Issuers, investment banks, and other market participants should evaluate whether future debt tender offers can take advantage of the new five-business-day framework. Although the Order provides greater legal certainty than the prior no-action relief, participants must continue to satisfy its detailed eligibility conditions and remain mindful of anti-fraud and anti-manipulation provisions under Exchange Act Sections 10(b) and 14(e).
For any questions or guidance regarding the Order or its potential impact, please reach out to a member of our Capital Markets & Securities team. We are available to provide practical, tailored advice to help issuers, investment banks, investors, and other market participants navigate the evolving regulatory landscape.

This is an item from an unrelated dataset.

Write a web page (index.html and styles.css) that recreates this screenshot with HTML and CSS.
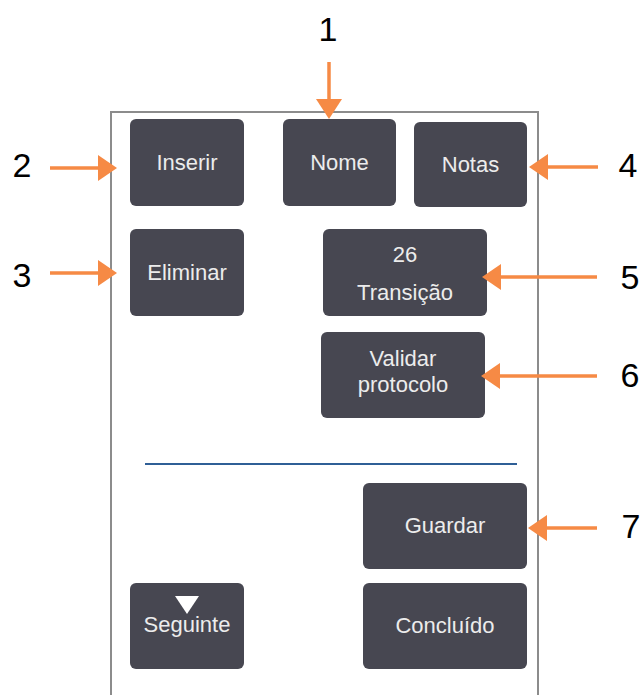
FILE: index.html
```html
<!DOCTYPE html>
<html lang="pt">
<head>
  <meta charset="UTF-8" />
  <meta name="viewport" content="width=device-width, initial-scale=1.0" />
  <title>Editar protocolo</title>
  <link rel="stylesheet" href="styles.css">
</head>
<body>
  <div class="page">
    <div class="panel">
      <div class="row row-top">
        <div class="btn">Inserir</div>
        <div class="btn btn-name">Nome</div>
        <div class="btn btn-notes">Notas</div>
      </div>
      <div class="row row-mid">
        <div class="btn">Eliminar</div>
        <div class="btn btn-wide btn-step">
          <span>26</span>
          <span>Transição</span>
        </div>
      </div>
      <div class="row row-validate">
        <div class="btn btn-wide btn-two">
          <span>Validar</span>
          <span>protocolo</span>
        </div>
      </div>
      <div class="divider"></div>
      <div class="row row-save">
        <div class="btn btn-wide">Guardar</div>
      </div>
      <div class="row row-bottom">
        <div class="btn btn-next">
          <svg width="24" height="18" viewBox="0 0 24 18"><polygon points="0,0 24,0 12,18" fill="#fff"/></svg>
          <span>Seguinte</span>
        </div>
        <div class="btn btn-wide btn-done">Concluído</div>
      </div>
    </div>

    <!-- callouts -->
    <svg class="arrows" width="644" height="695" viewBox="0 0 644 695">
      <g stroke="#f68a45" stroke-width="3.5" fill="none">
        <line x1="329" y1="62" x2="329" y2="101"/>
        <line x1="50" y1="168" x2="100" y2="168"/>
        <line x1="50" y1="273" x2="100" y2="273"/>
        <line x1="598" y1="167" x2="547" y2="167"/>
        <line x1="597" y1="277" x2="500" y2="277"/>
        <line x1="597" y1="376" x2="499" y2="376"/>
        <line x1="597" y1="528" x2="546" y2="528"/>
      </g>
      <g fill="#f68a45">
        <polygon points="316,99 342,99 329,119"/>
        <polygon points="98,155 98,181 117,168"/>
        <polygon points="98,260 98,286 117,273"/>
        <polygon points="548,154 548,180 529,167"/>
        <polygon points="501,264 501,290 482,277"/>
        <polygon points="500,363 500,389 481,376"/>
        <polygon points="547,515 547,541 528,528"/>
      </g>
    </svg>
    <span class="num n1">1</span>
    <span class="num n2">2</span>
    <span class="num n3">3</span>
    <span class="num n4">4</span>
    <span class="num n5">5</span>
    <span class="num n6">6</span>
    <span class="num n7">7</span>
  </div>
</body>
</html>
```

FILE: styles.css
```css
body {
  margin: 0;
  background: #fff;
  font-family: "Liberation Sans", Arial, sans-serif;
}
.page {
  position: relative;
  width: 644px;
  height: 695px;
  overflow: hidden;
  padding-top: 111px;
  box-sizing: border-box;
}
.panel {
  margin-left: 110px;
  width: 429px;
  height: 600px;
  box-sizing: border-box;
  border: 2px solid #8c8c8c;
  border-bottom: none;
  padding-top: 6px;
}
.row {
  display: flex;
  align-items: flex-start;
  padding-left: 18px;
}
.btn {
  width: 114px;
  height: 87px;
  flex-shrink: 0;
  background: #474751;
  border-radius: 6px;
  color: #ececec;
  font-size: 22px;
  display: flex;
  align-items: center;
  justify-content: center;
  text-align: center;
}
.btn-wide {
  width: 164px;
  height: 86px;
}
.btn-name {
  margin-left: 39px;
  width: 113px;
}
.btn-notes {
  margin-left: 18px;
  margin-top: 3px;
  width: 113px;
  height: 85px;
}
.row-mid {
  margin-top: 22px;
}
.btn-step {
  margin-left: 79px;
  height: 87px;
  flex-direction: column;
  line-height: 38px;
  padding-top: 3px;
  box-sizing: border-box;
}
.row-validate {
  margin-top: 16px;
}
.btn-two {
  margin-left: 191px;
  flex-direction: column;
  line-height: 26px;
  padding-bottom: 6px;
  box-sizing: border-box;
}
.divider {
  margin: 45px 0 0 33px;
  width: 372px;
  height: 2px;
  background: #2f5f96;
}
.row-save {
  margin-top: 18px;
}
.row-save .btn {
  margin-left: 233px;
}
.row-bottom {
  margin-top: 14px;
}
.btn-next {
  height: 86px;
  flex-direction: column;
  justify-content: flex-start;
  padding-top: 13px;
  box-sizing: border-box;
  line-height: 22px;
}
.btn-next svg {
  display: block;
}
.btn-done {
  margin-left: 119px;
}
.arrows {
  position: absolute;
  left: 0;
  top: 0;
}
.num {
  position: absolute;
  width: 30px;
  text-align: center;
  font-size: 34px;
  line-height: 34px;
  color: #000;
}
.n1 { left: 313px; top: 12px; }
.n2 { left: 7px; top: 148px; }
.n3 { left: 7px; top: 258px; }
.n4 { left: 613px; top: 148px; }
.n5 { left: 615px; top: 260px; }
.n6 { left: 615px; top: 358px; }
.n7 { left: 616px; top: 509px; }
```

*This client alert was co-authored by Jennifer Leigh, summer associate.
1 “Qualified Debt Securities” are non-convertible debt securities that are substantially similar in all material respects (including but not limited to the issuer(s), guarantor(s), collateral, lien priority, covenants, and other terms) to either (1) the debt securities that are the subject of the tender offer or (2) the most recent issuance of debt securities that are pari passu to the subject debt securities, except in either case for the maturity date, interest payment and record dates, redemption provisions, and interest rate; provided that Qualified Debt Securities must have all interest payable only in cash.